Rupiah Selasa sore menguat ke Rp13.530
Analis PT Platon Niaga Berjangka Lukman Leong di Jakarta, Selasa mengatakan bahwa dolar AS bergerak mendatar dengan kecenderungan melemah terhadap mayoritas mata uang dunia, termasuk rupiah. Faktor teknikal, menjadi salah satu faktor yang memicu laju dolar AS tertahan.
"Sebagian pelaku pasar merealisasikan keuntungannya setelah dolar AS mengalami peningkatan dalam beberapa hari terakhir ini," katanya.

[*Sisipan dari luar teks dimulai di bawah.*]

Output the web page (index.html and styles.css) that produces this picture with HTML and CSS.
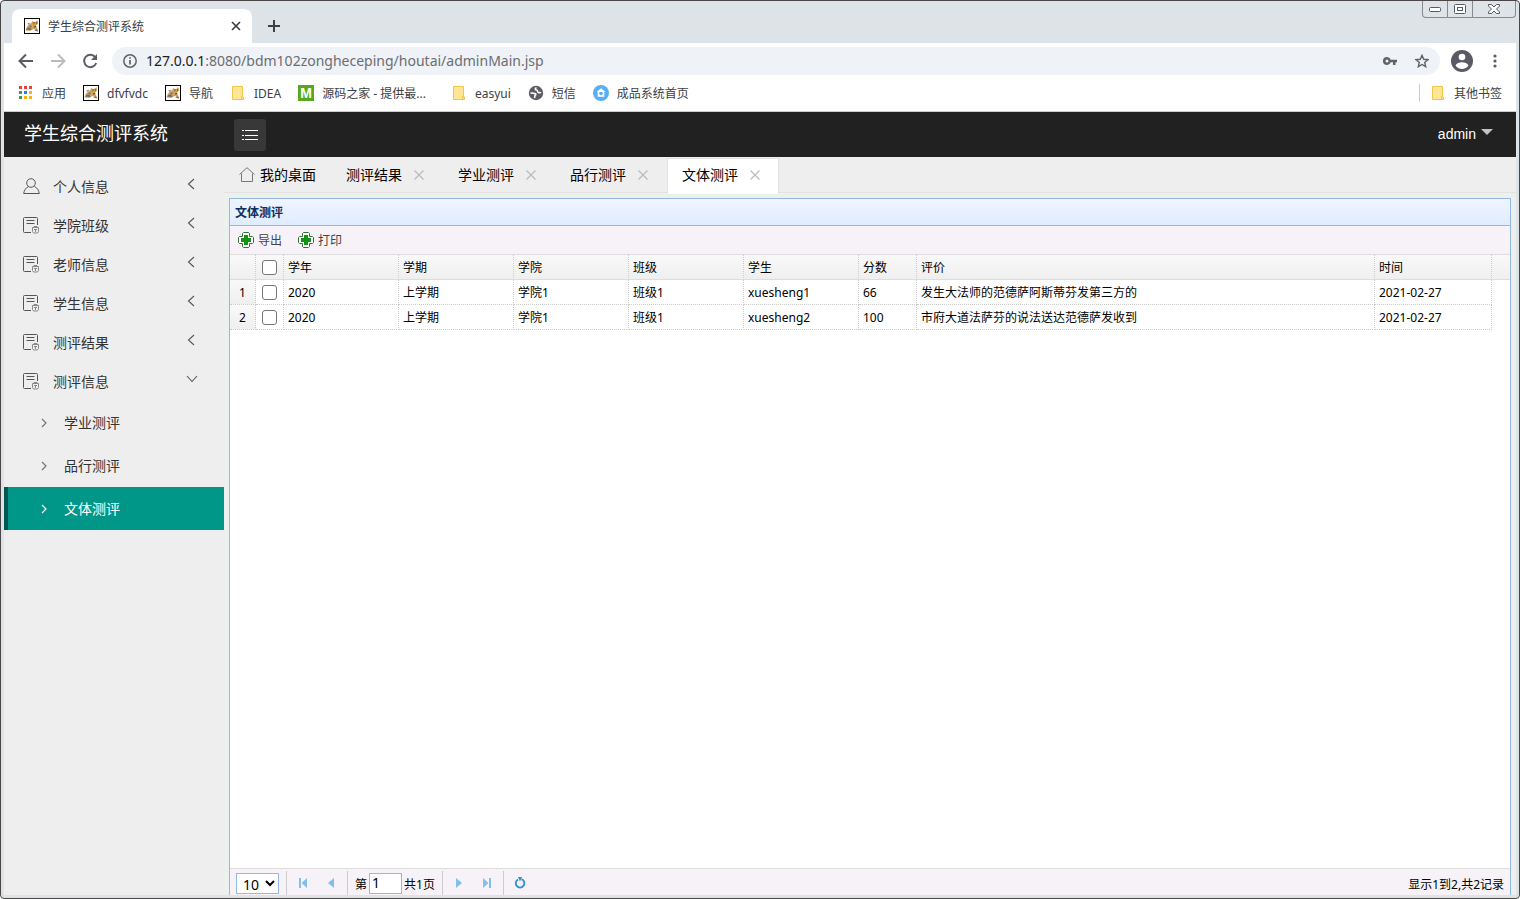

Ia menambahkan bahwa sentimen dari dalam negeri mengenai inflasi September yang relatif terkendali juga masih menjadi salah satu faktor positif bagi rupiah meski terbatas. BPS mencatat pada September 2017 mengalami inflasi 0,13 persen. Sehingga tingkat inflasi tahun kalender (Januari-September) 2017 sebesar 2,66 persen dan tingkat inflasi tahun ke tahun (September 2017 terhadap September 2016) sebesar 3,72 persen.
"Dengan demikian, apresiasi rupiah diperkirakan bersifat jangka pendek mengingat sentimen kenaikan suku bunga The Fed pada akhir tahun ni cukup kuat," katanya.
Kepala Riset Monex Investindo Futures Ariston Tjendra mengatakan bahwa ruang penguatan dolar AS masih terbuka karena peluang kenaikan suku bunga The Fed serta rencana kebijakan reformasi pajak masih cukup besar mengingat sejumlah data-data ekonomi Amerika Serikat cukup mendukung.
"Sikap optimisme pelaku pasar terhadap kenaikan suku bunga dan kebijakan reformasi pajak cukup kuat menyusul data indeks pembelian ISM Manufaktur yang meningkat, katanya.
Ia mengemukakan bahwa data indeks pembelian ISM manufaktur AS awal Oktober memperlihatkan kenaikan, mencapai 60.8, lebih dari estimasi 57.9 dan bulan sebelumnya 58.8, menunjukan level yang optimis.
Sementara itu, dalam kurs tengah Bank Indonesia (BI) pada Selasa ini (3/10) mencatat nilai tukar rupiah bergerak melemah ke posisi Rp13.582 dibandingkan posisi sebelumnya Rp13.499 per dolar AS.